Horacio Quiroga: la vida trágica del gran cuentista rioplatense

No fue un “escritor maldito”. Más bien, maldecido. La vida de Horacio Quiroga, surgida en Uruguay, desarrollada gran parte en Argentina, fue una larga sucesión de desgracias.

Su amigo, el escritor Ezequiel Martínez Estrada, la definió en dos oraciones: “Ha sido, sin ninguna duda, la más dramática y tremenda de sus obras. En parte es reconocible en ella la mano del Destino (en su biografía esto es impresionante y hasta evidente), pero en gran parte fue forjada por él, por su carácter, por su daimon incontrastable”.

Pionero del modernismo, como Rubén Darío y Leopoldo Lugones, admirador de Poe y Kipling, London y Dostoievski, Quiroga devino en “rara avis”, y al mismo tiempo en figura arquetípica, al modo de un Robinson Crusoe o de un Hemingway sudamericano; un autor en la que su vida y su obra están entrelazadas, unidas por una infinidad de experiencias que, vía los vasos comunicantes de la escritura, se plasman en sus relatos sobre el hombre enfrentando las adversidades de la naturaleza; en las selvas y en los montes; soportando la soledad y, en muchos casos, recibiendo la muerte.
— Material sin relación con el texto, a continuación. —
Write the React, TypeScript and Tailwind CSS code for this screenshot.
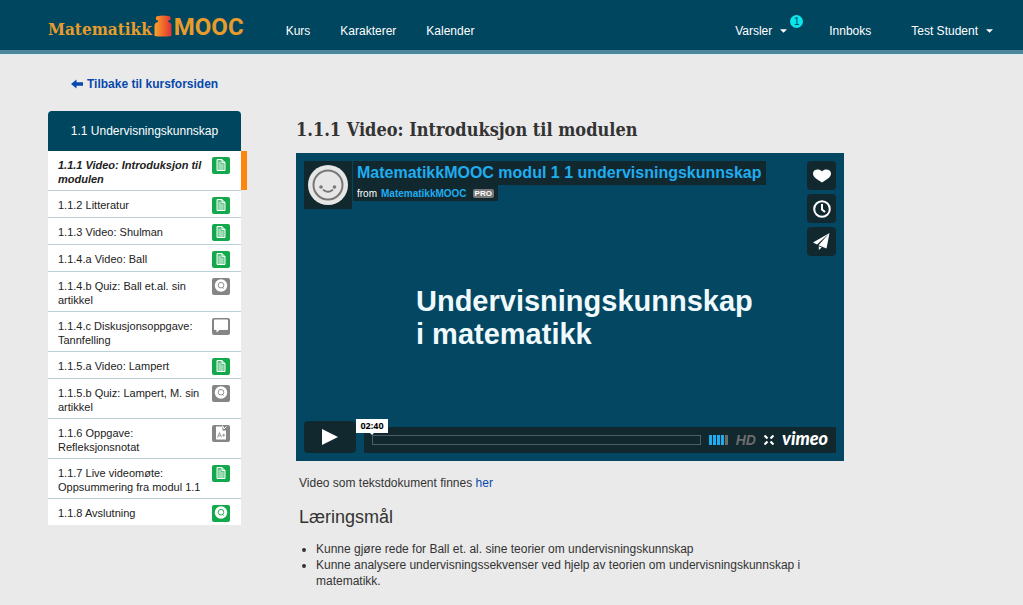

Quiroga, a diferencia de Lugones, abandona conceptos literarios y se ocupa de temas y realidades. Esas realidades son sus propios momentos en la vida: joven dandi uruguayo, viajero a París, acompañante como fotógrafo para Lugones en su viaje a las ruinas jesuíticas de Misiones, profesionalización como escritor y vida en Buenos Aires, sus posteriores estadías en el monte y los temas que de allí fueron surgiendo, como las muertes con las que tuvo que lidiar.

La singularidad de la escritura de Quiroga emerge con el correr de los años, desde cuatro elementos: “sentido de la experiencia”, “presencia de la actividad, “la soledad y la aceptación de los propios límites” y “la presencia de la muerte como la instancia vital más importante”.

Quiroga configura su propio mundo, y es lo que le permite, publicar Los desterrados, “su libro más homogéneo y decidido”, en 1926, el mismo año en que se publican Don Segundo Sombra, de Güiraldes, y El juguete rabioso, de Arlt.

Al final de su vida, con la salud muy deteriorada, ingirió polvo de cianuro y falleció el 19 de febrero de 1937, dejando como legado obras reconocidas por las que se consagró como el mejor cuentista de América Latina.